A report from the Stockholm International Peace Research Institute has found that India was the “world’s largest importer of major arms in 2013–17 and accounted for 12 per cent of the global total”.
The report spotlights India’s floundering attempts to make firearms in India. India has managed to get just Rs 1.17 crore as FDI in the defecne sector under the “Make in India” framework.
“FDI of amount $0.18 million has been received in the defence industry sector from April 2014 to December 2017,” said junior defence minister Subhash Bhamre, in a written reply to Lok Sabha recently.
India’s imports increased by 24% between 2008–12 and 2013–17, according to the report and majority of the firearms were sourced from India’s long-time supplier Russia, which accounted for 62 per cent of India’s arms imports in 2013–17.
"Asian and Indian arms procurement in particular are a reflection of the growing security competition in Asia," Rajeswari Pillai Rajagopalan , a senior fellow at ORF, told Outlook.
"China's military power and its aggressive posturing and the unresolved border and territorial and sovereignty disputes in Asia add to to the concerns of Asian countries. Two, in the case of India, procurement has been delayed by a decade and it will happen in a go possibly and therefore one might see a spike in the arms procurement. Three, there are life cycle-driven modernisation and procurement are also adding to the Indian and Asian increase in arms procurement."
The present NDA government had done cut red tape and opened up FDI further wide to boost defence manufacture in India but with little effect.
“The Modi government had revised the policy to allow FDI up to 49% under the “automatic route”, and above 49% through the “government route” with the Cabinet Committee of Security’s approval on a case-to-case basis if it was likely to result in access to modern cutting-edge technology,” reported The Times of India.

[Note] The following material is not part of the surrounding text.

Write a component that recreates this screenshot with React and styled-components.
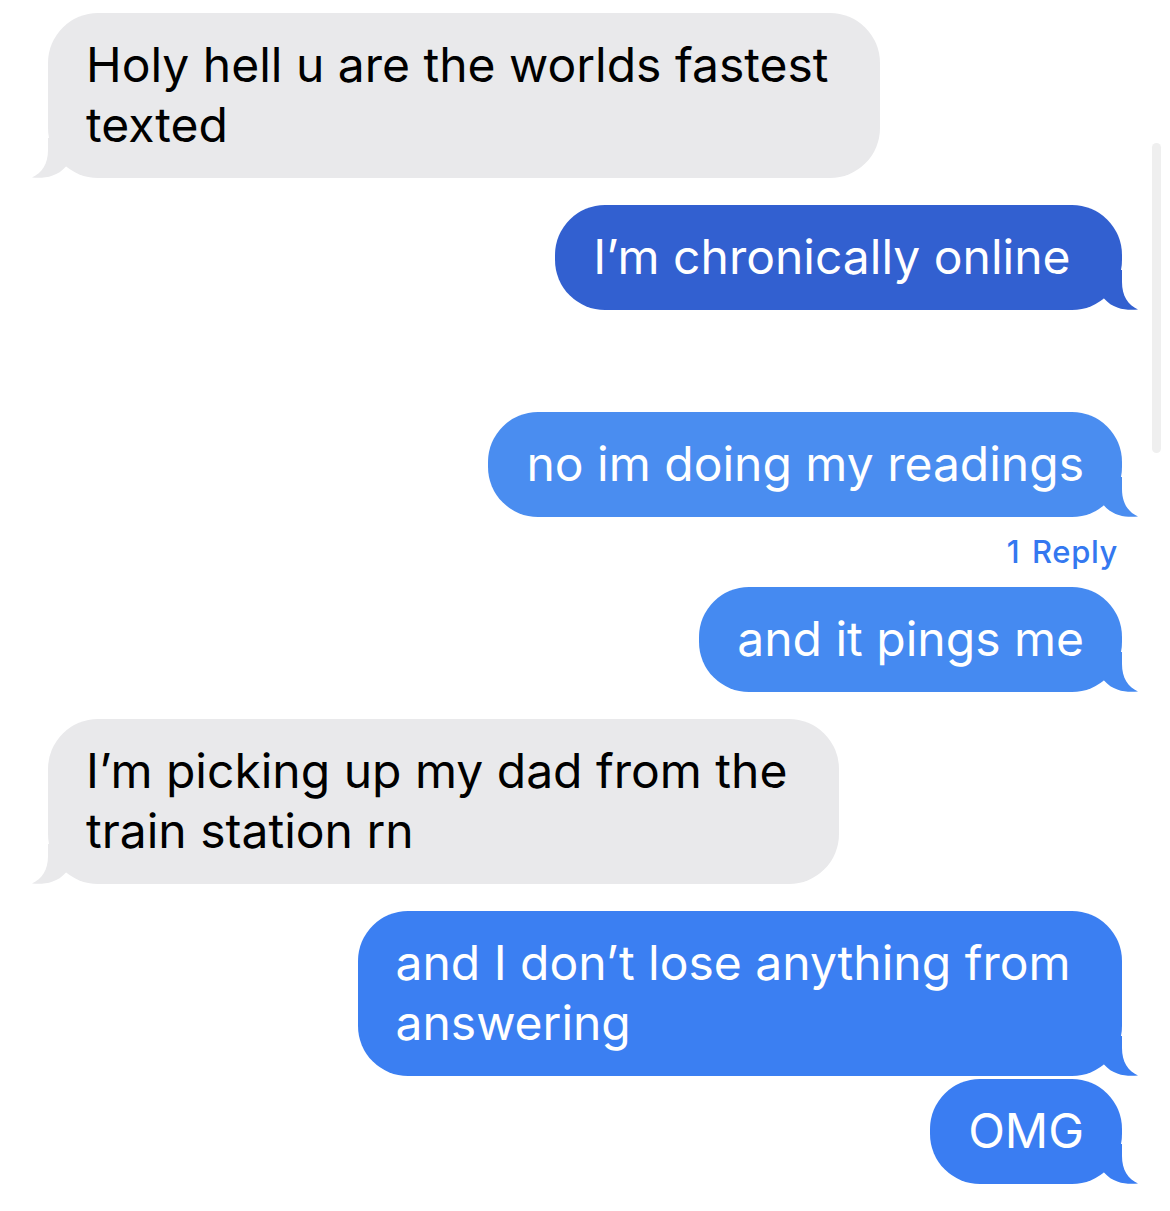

Last year, the government even scrapped the Foreign Investment Promotion Board (FIPB) that scrutinized foreign investment proposals in its desperate attempt to cut red tape and facilitate ease of doing business.
The SIPRI report has also brought to light India’s shifting preference for the US, who is the leader in arms exports worldwide, holding a share of 34%.
“India’s arms imports from the USA rose by 557 per cent between 2008–12 and 2013–17, making it India’s second largest arms supplier,” said the report.
‘The tensions between India, on the one side, and Pakistan and China, on the other, are fuelling India’s growing demand for major weapons, which it remains unable to produce itself,’ said Siemon Wezeman, Senior Researcher with the SIPRI Arms and Military Expenditure Programme.
‘China, by contrast, is becoming increasingly capable of producing its own weapons and continues to strengthen its relations with Pakistan, Bangladesh and Myanmar through arms supplies.’
Surprisingly, India’s long-time foe has slashed its imports despite its tensions with India and internal conflicts.
“Pakistan’s arms imports decreased by 36 per cent between 2008–12 and 2013–17. Pakistan accounted for 2.8 per cent of global arms imports in 2013–17. Its arms imports from the USA dropped by 76 per cent in 2013–17 compared with 2008–12.”
SIPRI data reflects the volume of deliveries of arms, not the financial value of the deals.
But who is the second largest importer of weapons after India?
The not-so-surprise candidates are the counties in the middle east, which is beset with widespread violent conflicts
According to the report, in 2013–17 Saudi Arabia was the world’s second largest arms importer, with arms imports increasing by 225 per cent compared with 2008–12. Egypt stood at third, UAE at the fourth
Arms imports by Egypt—the third largest importer in 2013–17—grew by 215 per cent between 2008–12 and 2013–17. The United Arab Emirates was the fourth largest importer in 2013–17, while Qatar (the 20th largest arms importer) increased its arms imports and signed several major deals in that period.